See also Part 34 of 22 NYCRR which is entitled, "Guidelines for New York State Court Facilities." Section 34.2 of Part 34 is intended to give effect to Judiciary Law §39-b
. Paragraph 3 of §34.2(b) defines "minor repairs" to mean "such repairs as are required to replace a part, to put together what is torn or broken, or to restore a surface or finish." The definition may well be narrowed later on in the paragraph, although such is ambiguous and as indicated, the law and its accompanying rules did not take effect until after Mr. Carrington's unfortunate jury experience. But the point here is that the issue had to be developed at trial and was not.
Claimant did request at the close of his evidence that the Court take judicial notice that the State is responsible for such a courtroom, the deliberating room and its contents. In light of the above discussion and with no information on the subject offered into evidence,
such notice will not be taken. The adduced evidence surrounding Carrington's claim is so scant, that subjecting it to the res ipsa loquitur doctrine or ultimately, relying on the doctrine to infer negligence, rests upon too many assumptions. Claimant implicitly recognized this reality by contending that necessary elements in his case were judicially noticeable. Moreover, claimant's differing recollections on the two occasions that he gave sworn testimony do not help his case.

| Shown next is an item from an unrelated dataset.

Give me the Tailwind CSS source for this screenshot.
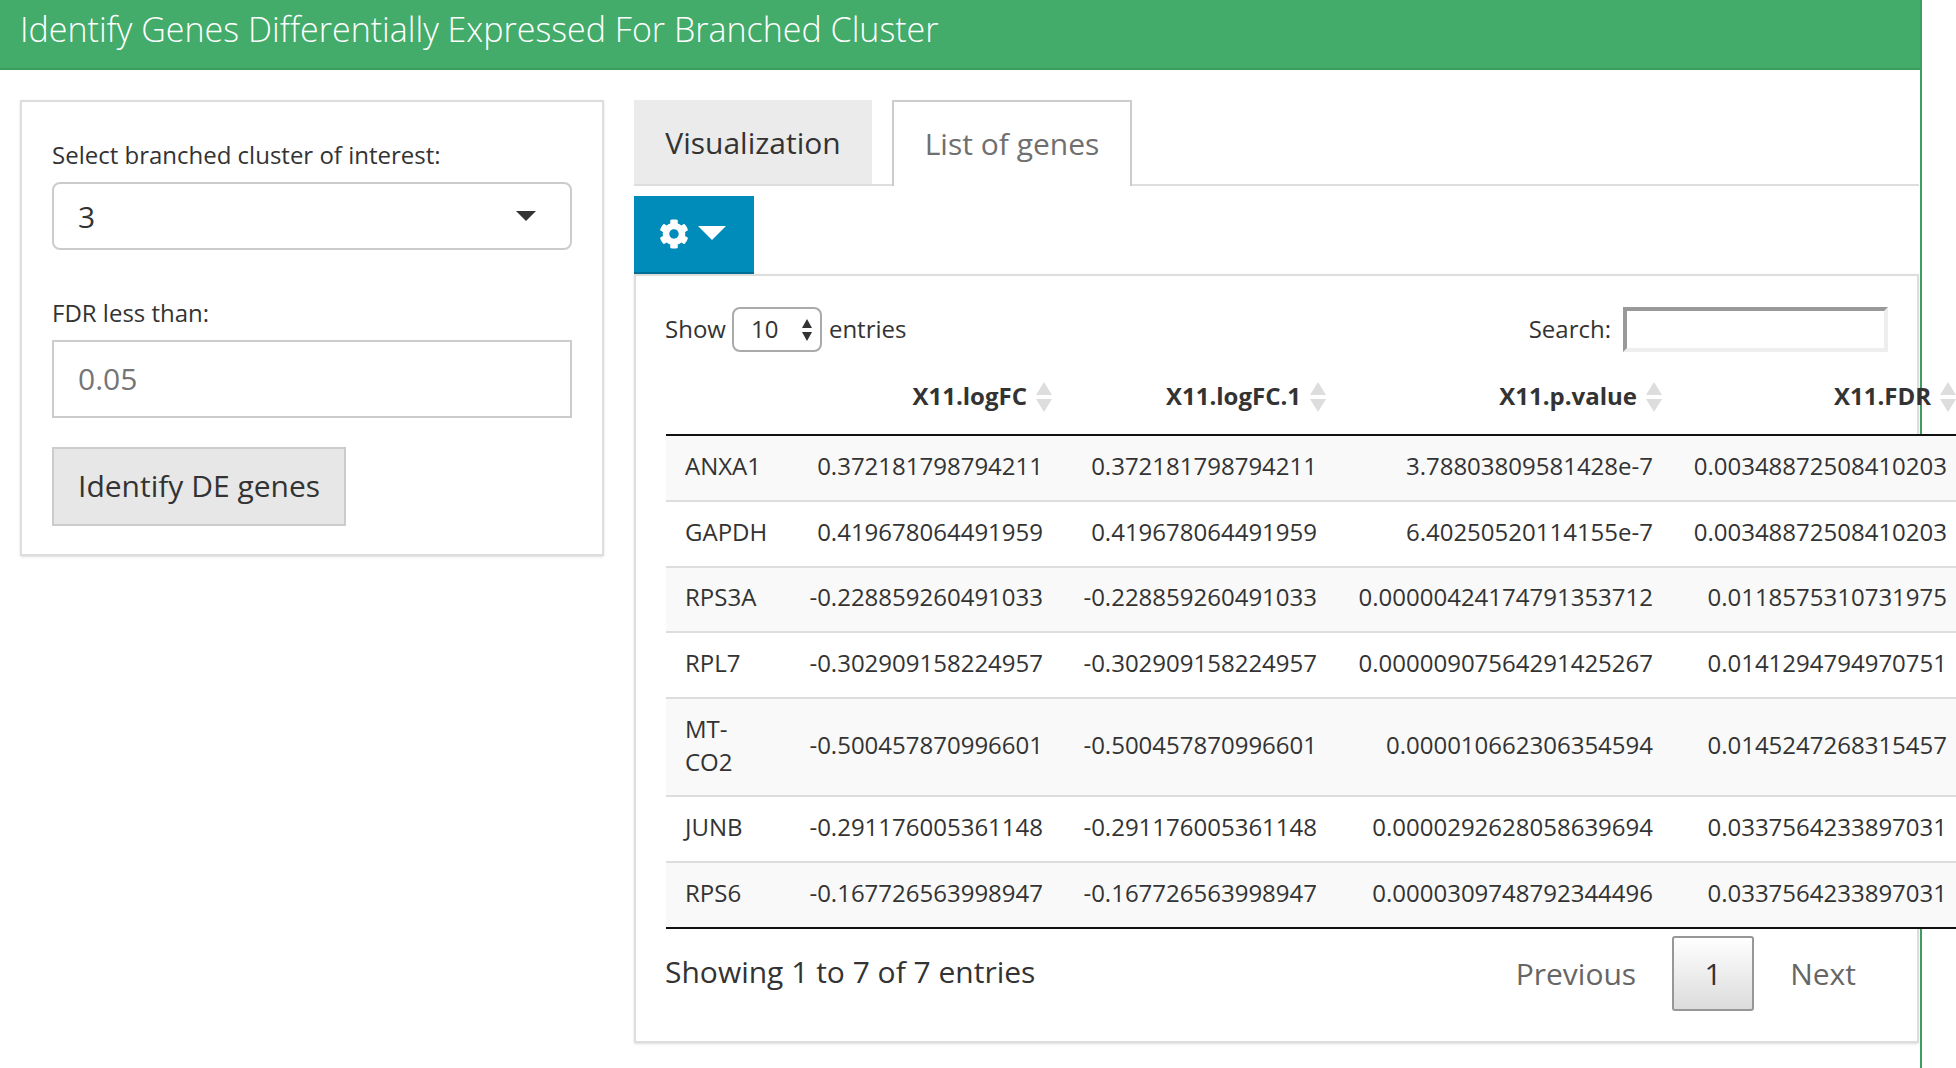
<!DOCTYPE html>
<html lang="en">
  <head>
    <meta charset="UTF-8" />
    <title>Identify Genes Differentially Expressed For Branched Cluster</title>
    <script src="https://cdn.jsdelivr.net/npm/@tailwindcss/browser@4"></script>
  </head>
  <body class="overflow-hidden bg-white font-['Open_Sans',sans-serif] text-[24px] text-[#333]">
    <div class="w-[1922px] h-[1068px] border-r-2 border-[#3f9e63]">
      <!-- Title bar -->
      <header class="h-[70px] pl-[20px] bg-[#43ac6a] border-b-2 border-[#3c9a5f] text-white text-[34px] font-light leading-[58px]">
        Identify Genes Differentially Expressed For Branched Cluster
      </header>

      <div class="flex gap-[30px] pl-[20px] pr-px pt-[30px]">
        <!-- Sidebar -->
        <aside class="w-[584px] h-[456px] shrink-0 border-2 border-[#ddd] shadow-sm px-[30px] pt-[35px]">
          <label class="block leading-[36px]">Select branched cluster of interest:</label>
          <div class="flex items-center justify-between h-[68px] mt-[9px] px-[24px] border-2 border-[#ccc] rounded-[8px] text-[30px]">
            <span>3</span>
            <span class="mr-[10px] w-0 h-0 border-x-[10px] border-x-transparent border-t-[10px] border-t-[#333]"></span>
          </div>
          <label class="block mt-[45px] leading-[36px]">FDR less than:</label>
          <input value="0.05" class="block w-full h-[78px] mt-[9px] px-[24px] pb-[2px] border-2 border-[#ccc] text-[30px] text-[#757575]" />
          <button class="block h-[79px] mt-[29px] px-[24px] pb-[2px] bg-[#e7e7e7] border-2 border-[#ccc] text-[30px]">Identify DE genes</button>
        </aside>

        <!-- Main panel -->
        <main class="flex-1 min-w-0">
          <nav class="flex h-[86px] border-b-2 border-[#ddd] text-[30px]">
            <div class="w-[238px] h-[86px] flex items-center justify-center bg-[#ebebeb] border-b-2 border-[#ddd]">Visualization</div>
            <div class="w-[240px] h-[86px] ml-[20px] pb-[2px] flex items-center justify-center bg-white border-2 border-b-0 border-[#ccc] text-[#6f6f6f]">List of genes</div>
          </nav>

          <button class="flex items-center gap-[9px] w-[120px] h-[78px] mt-[10px] pl-[25px] bg-[#008cba] border-b-2 border-[#007095]">
            <svg viewBox="0 0 512 512" class="w-[30px] h-[30px] fill-white">
              <path d="M487.4 315.7l-42.6-24.6c4.3-23.2 4.3-47 0-70.2l42.6-24.6c4.9-2.8 7.1-8.6 5.5-14-11.1-35.6-30-67.8-54.7-94.6-3.8-4.1-10-5.1-14.8-2.3L380.8 110c-17.9-15.4-38.5-27.3-60.8-35.1V25.8c0-5.6-3.9-10.5-9.4-11.7-36.7-8.2-74.3-7.8-109.2 0-5.5 1.2-9.4 6.1-9.4 11.7V75c-22.2 7.9-42.8 19.8-60.8 35.1L88.7 85.5c-4.9-2.8-11-1.9-14.8 2.3-24.7 26.7-43.6 58.9-54.7 94.6-1.7 5.4.6 11.2 5.5 14L67.3 221c-4.3 23.2-4.3 47 0 70.2l-42.6 24.6c-4.9 2.8-7.1 8.6-5.5 14 11.1 35.6 30 67.8 54.7 94.6 3.8 4.1 10 5.1 14.8 2.3l42.6-24.6c17.9 15.4 38.5 27.3 60.8 35.1v49.2c0 5.6 3.9 10.5 9.4 11.7 36.7 8.2 74.3 7.8 109.2 0 5.5-1.2 9.4-6.1 9.4-11.7v-49.2c22.2-7.9 42.8-19.8 60.8-35.1l42.6 24.6c4.9 2.8 11 1.9 14.8-2.3 24.7-26.7 43.6-58.9 54.7-94.6 1.5-5.5-.7-11.3-5.6-14.1zM256 336c-44.1 0-80-35.9-80-80s35.9-80 80-80 80 35.9 80 80-35.9 80-80 80z" />
            </svg>
            <span class="w-0 h-0 mb-[2px] border-x-[14px] border-x-transparent border-t-[14px] border-t-white"></span>
          </button>

          <section class="h-[769px] border-2 border-[#ddd] shadow-sm pl-[30px] pt-[30px]">
            <!-- Length and search controls -->
            <div class="flex items-center justify-between h-[46px] pr-[29px] -ml-px">
              <div class="flex items-center">
                Show
                <div class="relative w-[90px] h-[45px] ml-[6px] mr-[7px] pl-[17px] flex items-center border-2 border-[#aaa] rounded-[8px]">
                  10
                  <svg viewBox="0 0 12 24" class="absolute right-[7px] top-[9px] w-[12px] h-[24px] fill-[#333]">
                    <path d="M6 1l5 9H1zM1 14h10l-5 9z" />
                  </svg>
                </div>
                entries
              </div>
              <div class="flex items-center gap-[12px]">
                Search:
                <input class="w-[265px] h-[45px] border-4 border-t-[#999] border-l-[#999] border-r-[#eee] border-b-[#eee]" />
              </div>
            </div>

            <!-- Gene table runs past the right edge of the panel -->
            <table class="w-[1301px] table-fixed border-collapse mt-[17px]">
              <colgroup>
                <col class="w-[124px]" />
                <col class="w-[273px]" />
                <col class="w-[274px]" />
                <col class="w-[336px]" />
                <col class="w-[294px]" />
              </colgroup>
              <thead>
                <tr class="h-[66px] border-b-2 border-[#111] text-right font-bold">
                  <th></th>
                  <th class="relative pr-[36px] pb-[11px]">X11.logFC<svg viewBox="0 0 16 30" class="absolute right-[11px] top-[13px] w-[16px] h-[30px] fill-[#ddd]"><path d="M8 0l8 13H0zM0 17h16L8 30z" /></svg></th>
                  <th class="relative pr-[36px] pb-[11px]">X11.logFC.1<svg viewBox="0 0 16 30" class="absolute right-[11px] top-[13px] w-[16px] h-[30px] fill-[#ddd]"><path d="M8 0l8 13H0zM0 17h16L8 30z" /></svg></th>
                  <th class="relative pr-[36px] pb-[11px]">X11.p.value<svg viewBox="0 0 16 30" class="absolute right-[11px] top-[13px] w-[16px] h-[30px] fill-[#ddd]"><path d="M8 0l8 13H0zM0 17h16L8 30z" /></svg></th>
                  <th class="relative pr-[36px] pb-[11px]">X11.FDR<svg viewBox="0 0 16 30" class="absolute right-[11px] top-[13px] w-[16px] h-[30px] fill-[#ddd]"><path d="M8 0l8 13H0zM0 17h16L8 30z" /></svg></th>
                </tr>
              </thead>
              <tbody class="text-right [&_td]:pb-[5px]">
                <tr class="h-[66px] bg-[#f9f9f9] border-t-2 border-[#ddd]">
                  <td class="pl-[19px] text-left">ANXA1</td>
                  <td class="pr-[20px]">0.372181798794211</td>
                  <td class="pr-[20px]">0.372181798794211</td>
                  <td class="pr-[20px]">3.78803809581428e-7</td>
                  <td class="pr-[20px]">0.00348872508410203</td>
                </tr>
                <tr class="h-[66px] bg-white border-t-2 border-[#ddd]">
                  <td class="pl-[19px] text-left">GAPDH</td>
                  <td class="pr-[20px]">0.419678064491959</td>
                  <td class="pr-[20px]">0.419678064491959</td>
                  <td class="pr-[20px]">6.40250520114155e-7</td>
                  <td class="pr-[20px]">0.00348872508410203</td>
                </tr>
                <tr class="h-[65px] bg-[#f9f9f9] border-t-2 border-[#ddd]">
                  <td class="pl-[19px] text-left">RPS3A</td>
                  <td class="pr-[20px]">-0.228859260491033</td>
                  <td class="pr-[20px]">-0.228859260491033</td>
                  <td class="pr-[20px]">0.00000424174791353712</td>
                  <td class="pr-[20px]">0.0118575310731975</td>
                </tr>
                <tr class="h-[66px] bg-white border-t-2 border-[#ddd]">
                  <td class="pl-[19px] text-left">RPL7</td>
                  <td class="pr-[20px]">-0.302909158224957</td>
                  <td class="pr-[20px]">-0.302909158224957</td>
                  <td class="pr-[20px]">0.00000907564291425267</td>
                  <td class="pr-[20px]">0.0141294794970751</td>
                </tr>
                <tr class="h-[98px] bg-[#f9f9f9] border-t-2 border-[#ddd]">
                  <td class="pl-[19px] text-left leading-[33px]">MT-<br />CO2</td>
                  <td class="pr-[20px]">-0.500457870996601</td>
                  <td class="pr-[20px]">-0.500457870996601</td>
                  <td class="pr-[20px]">0.000010662306354594</td>
                  <td class="pr-[20px]">0.0145247268315457</td>
                </tr>
                <tr class="h-[66px] bg-white border-t-2 border-[#ddd]">
                  <td class="pl-[19px] text-left">JUNB</td>
                  <td class="pr-[20px]">-0.291176005361148</td>
                  <td class="pr-[20px]">-0.291176005361148</td>
                  <td class="pr-[20px]">0.0000292628058639694</td>
                  <td class="pr-[20px]">0.0337564233897031</td>
                </tr>
                <tr class="h-[66px] bg-[#f9f9f9] border-t-2 border-b-2 border-t-[#ddd] border-b-[#111]">
                  <td class="pl-[19px] text-left">RPS6</td>
                  <td class="pr-[20px]">-0.167726563998947</td>
                  <td class="pr-[20px]">-0.167726563998947</td>
                  <td class="pr-[20px]">0.0000309748792344496</td>
                  <td class="pr-[20px]">0.0337564233897031</td>
                </tr>
              </tbody>
            </table>

            <!-- Footer -->
            <div class="flex justify-between pr-[30px] pt-[7px]">
              <div class="pt-[13px] -ml-px text-[30px]">Showing 1 to 7 of 7 entries</div>
              <div class="flex items-center text-[30px] text-[#666]">
                <span class="mr-[36px]">Previous</span>
                <span class="w-[82px] h-[75px] flex items-center justify-center border-2 border-[#979797] rounded-[3px] bg-gradient-to-b from-white to-[#dcdcdc] text-[#333]">1</span>
                <span class="ml-[36px] mr-[31px]">Next</span>
              </div>
            </div>
          </section>
        </main>
      </div>
    </div>
  </body>
</html>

res ipsa loquitur cannot be utilized, then the basic principles of negligence come into play. No information as to how the condition was created is in the record. There is no evidence that any person whose knowledge could be imputed to the State observed the condition or should have observed it. Claimant, who was sitting right there, maintained that he never noticed that the table was propped up until after the table collapsed. It is impossible to determine if there was a sufficient length of time prior to the accident to remedy the situation, inasmuch as no such period of time was offered into evidence.
In view of the foregoing, Orin Carrington has failed to prove his case by the fair preponderance of the credible evidence and his claim (no. 98101) is therefore
dismissed. Any prior motion that has not been ruled upon is hereby denied.